For my applications to some schools, it was actually the interview process that was the most challenging. As an introvert, I found it overwhelming to meet so many people at once all while being evaluated and compared to other applicants.
Now that you’re in the program, what would you like to have known before you started?
I’ll put it this way. If I could go back and give my pre-Ph.D. self a pep talk about what was coming, I’d say the following:
(1) You are more prepared than you know.
(2) You will learn so much so fast, so there is no need to worry about feeling out of practice or as if you don’t know how to be a Ph.D. student (and this is only natural—you’ve never been a Ph.D. student before!).
(3) It is perfectly fine that you still have questions about how you’ll focus your research; these things take time (and it turns out you are on the right track with your ideas anyhow).
(4) You’re going to grow and change a lot during this process, and you’ll have good and bad days. It is worth it.
(5) Self-care and relationship-care matter.
What are you most looking forward to after finishing your Ph.D.?

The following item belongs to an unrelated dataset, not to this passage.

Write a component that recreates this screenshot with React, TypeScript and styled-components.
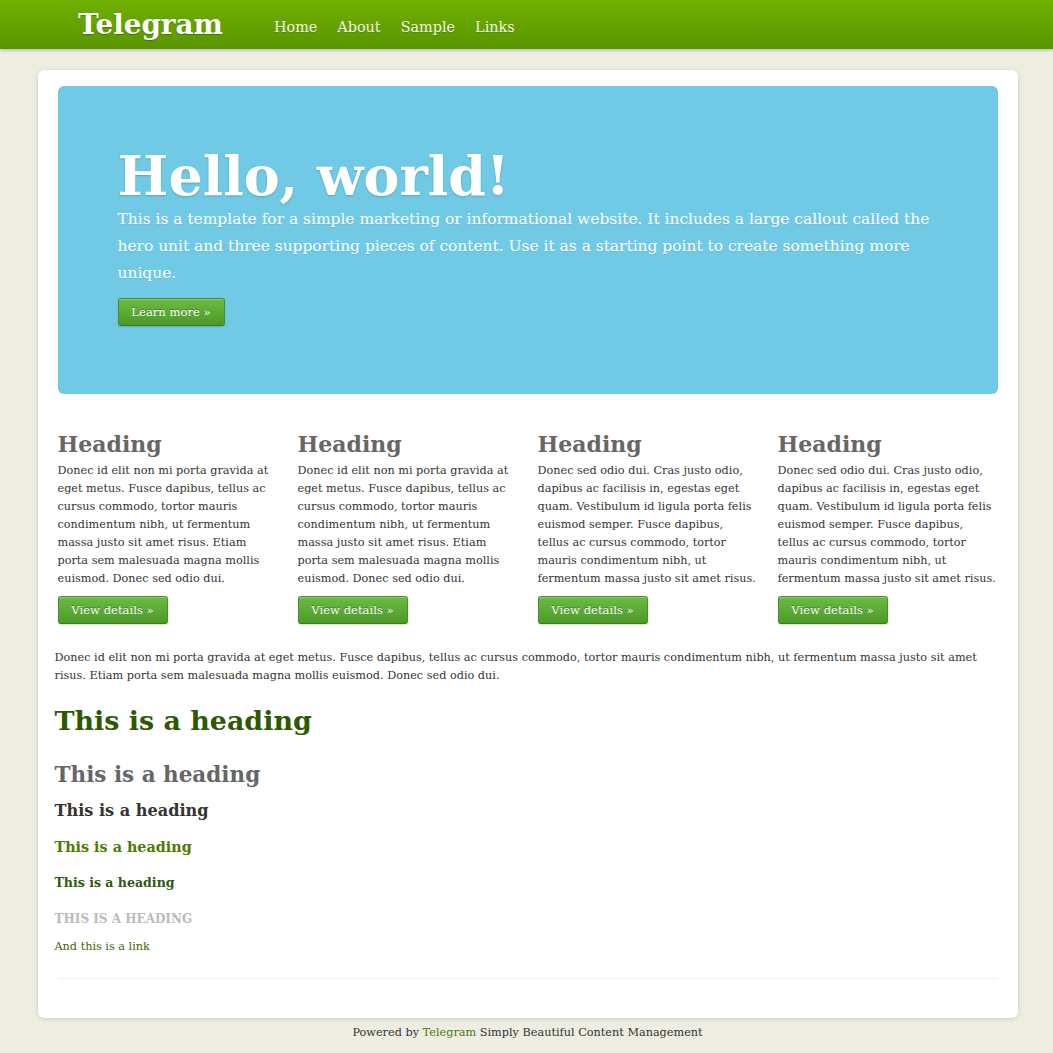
import React from "react";
import styled, { createGlobalStyle } from "styled-components";

const SERIF = `"DejaVu Serif", Georgia, serif`;

const GlobalStyle = createGlobalStyle`
  html, body { margin: 0; padding: 0; }
  body {
    background: #edede2;
    font-family: ${SERIF};
    font-size: 11.25px;
    line-height: 18px;
    color: #333;
  }
  * { box-sizing: border-box; }
`;

const Navbar = styled.header`
  height: 49px;
  background: linear-gradient(#6fb000, #5a9500);
  box-shadow: 0 1px 3px rgba(0, 0, 0, 0.25);
  display: flex;
  align-items: center;
  padding-left: 78px;
`;

const Brand = styled.a`
  font-family: ${SERIF};
  font-weight: 700;
  font-size: 27.8px;
  color: #fff;
  text-decoration: none;
  text-shadow: 0 1px 1px rgba(0, 0, 0, 0.25);
  margin-right: 51px;
  margin-top: 1px;
`;

const NavList = styled.nav`
  display: flex;
  gap: 20px;
  margin-top: 4px;
`;

const NavLink = styled.a`
  font-size: 14.4px;
  color: #f3f7e6;
  text-decoration: none;
  text-shadow: 0 1px 0 rgba(0, 0, 0, 0.15);
`;

const Container = styled.main`
  width: 980px;
  margin: 21px auto 0;
  background: #fff;
  border-radius: 6px;
  box-shadow: 0 1px 4px rgba(0, 0, 0, 0.15);
  padding: 16px 20px 0;
  height: 948px;
  position: relative;
  left: 1px;
`;

const Hero = styled.section`
  background: #70cae5;
  border-radius: 6px;
  padding: 60px 60px 0;
  height: 308px;
  margin-bottom: 30px;
`;

const HeroTitle = styled.h1`
  margin: 0;
  font-size: 53.9px;
  line-height: 60px;
  font-weight: 700;
  color: #fff;
  text-shadow: 0 1px 2px rgba(0, 0, 0, 0.2);
`;

const HeroText = styled.p`
  margin: 0 -6px 11px 0;
  font-size: 15.45px;
  line-height: 27px;
  color: #fff;
  text-shadow: 0 1px 0 rgba(0, 0, 0, 0.08);
`;

const Button = styled.a<{ $w: number }>`
  display: inline-flex;
  align-items: center;
  justify-content: center;
  width: ${(p) => p.$w}px;
  height: 28px;
  border-radius: 3px;
  background: linear-gradient(#6bbb44, #4b9a27);
  border: 1px solid #4a8f2c;
  border-bottom-color: #3b7a1f;
  box-shadow: inset 0 1px 0 rgba(255, 255, 255, 0.25), 0 1px 2px rgba(0, 0, 0, 0.15);
  color: #fff;
  font-size: 11.6px;
  text-decoration: none;
  text-shadow: 0 -1px 0 rgba(0, 0, 0, 0.3);
`;

const Columns = styled.div`
  display: grid;
  grid-template-columns: repeat(4, 219.5px);
  column-gap: 20.5px;
  margin-bottom: 25px;
`;

const Column = styled.div``;

const ColHeading = styled.h2`
  margin: 0;
  padding-top: 2px;
  font-size: 22px;
  line-height: 36px;
  font-weight: 700;
  color: #666;
`;

const ColText = styled.p`
  margin: 0 0 8px;
`;

const Lower = styled.section`
  margin-left: -3px;
`;

const Para = styled.p`
  margin: 0 0 18px;
  width: 940px;
`;

const Heading = styled.div<{ $size: number; $color: string; $mb?: number; $upper?: boolean }>`
  margin: 0 0 ${(p) => p.$mb ?? 0}px;
  font-size: ${(p) => p.$size}px;
  line-height: 36px;
  font-weight: 700;
  color: ${(p) => p.$color};
  text-transform: ${(p) => (p.$upper ? "uppercase" : "none")};
`;

const TextLink = styled.a`
  display: block;
  color: #3b6a00;
  text-decoration: none;
  padding-top: 1px;
`;

const Rule = styled.hr`
  border: 0;
  border-top: 1px solid #eee;
  margin: 22px 0 0;
`;

const Footer = styled.footer`
  text-align: center;
  margin-top: 6px;
  font-size: 11.28px;
  color: #333;
  position: relative;
  left: 1px;
`;

const FooterLink = styled.a`
  color: #4a7a12;
  text-decoration: none;
`;

const colsA =
  "Donec id elit non mi porta gravida at eget metus. Fusce dapibus, tellus ac cursus commodo, tortor mauris condimentum nibh, ut fermentum massa justo sit amet risus. Etiam porta sem malesuada magna mollis euismod. Donec sed odio dui.";
const colsB =
  "Donec sed odio dui. Cras justo odio, dapibus ac facilisis in, egestas eget quam. Vestibulum id ligula porta felis euismod semper. Fusce dapibus, tellus ac cursus commodo, tortor mauris condimentum nibh, ut fermentum massa justo sit amet risus.";

const columns = [colsA, colsA, colsB, colsB];

const headings: { size: number; color: string; mb?: number; upper?: boolean }[] = [
  { size: 26.9, color: "#2d5900", mb: 18 },
  { size: 21.5, color: "#666" },
  { size: 16.1, color: "#333" },
  { size: 14.35, color: "#4d7c00" },
  { size: 12.55, color: "#2e5a0c" },
  { size: 12, color: "#bbb", upper: true },
];

export default function App() {
  return (
    <>
      <GlobalStyle />
      <Navbar>
        <Brand href="#">Telegram</Brand>
        <NavList>
          <NavLink href="#">Home</NavLink>
          <NavLink href="#">About</NavLink>
          <NavLink href="#">Sample</NavLink>
          <NavLink href="#">Links</NavLink>
        </NavList>
      </Navbar>
      <Container>
        <Hero>
          <HeroTitle>Hello, world!</HeroTitle>
          <HeroText>
            This is a template for a simple marketing or informational website. It includes a large callout called the
            hero unit and three supporting pieces of content. Use it as a starting point to create something more
            unique.
          </HeroText>
          <Button href="#" $w={107}>Learn more »</Button>
        </Hero>
        <Columns>
          {columns.map((t, i) => (
            <Column key={i}>
              <ColHeading>Heading</ColHeading>
              <ColText>{t}</ColText>
              <Button href="#" $w={110}>View details »</Button>
            </Column>
          ))}
        </Columns>
        <Lower>
          <Para>
            Donec id elit non mi porta gravida at eget metus. Fusce dapibus, tellus ac cursus commodo, tortor mauris
            condimentum nibh, ut fermentum massa justo sit amet risus. Etiam porta sem malesuada magna mollis euismod.
            Donec sed odio dui.
          </Para>
          {headings.map((h, i) => (
            <Heading key={i} $size={h.size} $color={h.color} $mb={h.mb} $upper={h.upper}>
              This is a heading
            </Heading>
          ))}
          <TextLink href="#">And this is a link</TextLink>
        </Lower>
        <Rule />
      </Container>
      <Footer>
        Powered by <FooterLink href="#">Telegram</FooterLink> Simply Beautiful Content Management
      </Footer>
    </>
  );
}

I am most looking forward to the opportunity for a career as a teacher-scholar. I look forward to teaching courses, both those in my specific field of New Testament and those in Religious Studies more broadly. And, as an important part of this, I look forward to engaging with students as they explore the world and implications of the academic study of religion.
SMU is committed to helping our current and prospective graduate students have access to the personal, professional, and intellectual resources they need in order to become excellent scholars.